Thursday, May 26, 2011

"Chaos Monkey" helping keep Cloud Services running

Recent hot news was that Netflix has become #1 user of internet bandwidth.
Another recent new was that one of data centers of Amazon Web Service EC2,
otherwise a great service, was down for a few DAYS.
Netflix is apparently using AWS, and it didn't slow its hunger for bandwidth.
How?

"Chaos Monkey" is helping them...
Coding Horror: Working with the Chaos Monkey


We’ve sometimes referred to the Netflix software architecture in AWS as our Rambo Architecture. Each system has to be able to succeed, no matter what, even all on its own. We’re designing each distributed system to expect and tolerate failure from other systems on which it depends
...
One of the first systems our engineers built in AWS is called the Chaos Monkey. The Chaos Monkey’s job is to randomly kill instances and services within our architecture. If we aren’t constantly testing our ability to succeed despite failure, then it isn’t likely to work when it matters most – in the event of an unexpected outage...

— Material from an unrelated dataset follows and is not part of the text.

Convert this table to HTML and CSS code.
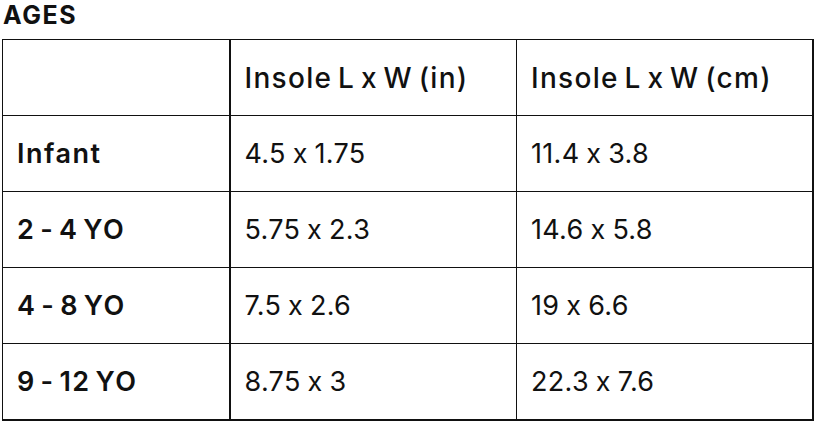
FILE: index.html
```html
<!DOCTYPE html>
<html lang="en">
<head>
<meta charset="utf-8">
<title>Ages</title>
<link rel="stylesheet" href="styles.css">
</head>
<body>
<div class="page">
  <h2 class="title">AGES</h2>
  <table class="size-table">
    <colgroup>
      <col class="c1"><col class="c2"><col class="c3">
    </colgroup>
    <thead>
      <tr><th></th><th>Insole L x W (in)</th><th>Insole L x W (cm)</th></tr>
    </thead>
    <tbody>
      <tr><th>Infant</th><td>4.5 x 1.75</td><td>11.4 x 3.8</td></tr>
      <tr><th>2 - 4 YO</th><td>5.75 x 2.3</td><td>14.6 x 5.8</td></tr>
      <tr><th>4 - 8 YO</th><td>7.5 x 2.6</td><td>19 x 6.6</td></tr>
      <tr class="last"><th>9 - 12 YO</th><td>8.75 x 3</td><td>22.3 x 7.6</td></tr>
    </tbody>
  </table>
</div>
</body>
</html>
```
FILE: styles.css
```css
html, body {
  margin: 0;
  padding: 0;
  background: #ffffff;
}
.page {
  padding: 0 3px 0 2px;
  font-family: Inter, "Liberation Sans", sans-serif;
  font-feature-settings: "calt" 0;
  color: #111111;
}
.title {
  margin: 0;
  padding: 0 0 0 1px;
  height: 39px;
  font-size: 25px;
  font-weight: 700;
  line-height: 30px;
  letter-spacing: 1.6px;
}
.size-table {
  width: 810px;
  border-collapse: collapse;
  table-layout: fixed;
}
.c1 { width: 227px; }
.c2 { width: 287px; }
.c3 { width: 296px; }
.size-table th,
.size-table td {
  height: 75px;
  padding: 0 0 0 14px;
  border-top: 1px solid #111;
  border-bottom: 1px solid #111;
  text-align: left;
  vertical-align: middle;
  font-size: 27px;
  white-space: nowrap;
}
.size-table th:first-child { border-left: 1px solid #111; border-right: 2px solid #111; }
.size-table td:last-child,
.size-table thead th:last-child { border-left: 1px solid #111; border-right: 2px solid #111; }
.size-table thead th { font-weight: 500; font-size: 28px; letter-spacing: 1.3px; word-spacing: -3px; }
.size-table tbody th { font-weight: 600; letter-spacing: 1.5px; word-spacing: -3.5px; }
.size-table td { font-weight: 400; letter-spacing: 0.3px; word-spacing: -1px; }
.size-table tr.last th,
.size-table tr.last td { border-bottom: 2px solid #111; }
```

Similar story, here is another reason why Stock Overflow is a great web site.
They had a long-running problem with network, that was used as an opportunity
for improvement...

Every week that went by, we made our system a tiny bit more redundant, because we had to. Despite the ongoing pain, it became clear that Chaos Monkey was actually doing us a big favor by forcing us to become extremely resilient. Not tomorrow, not someday, not at some indeterminate "we'll get to it eventually" point in the future, but right now where it hurts.


A wisdom quote:
That which does not kill us makes us stronger.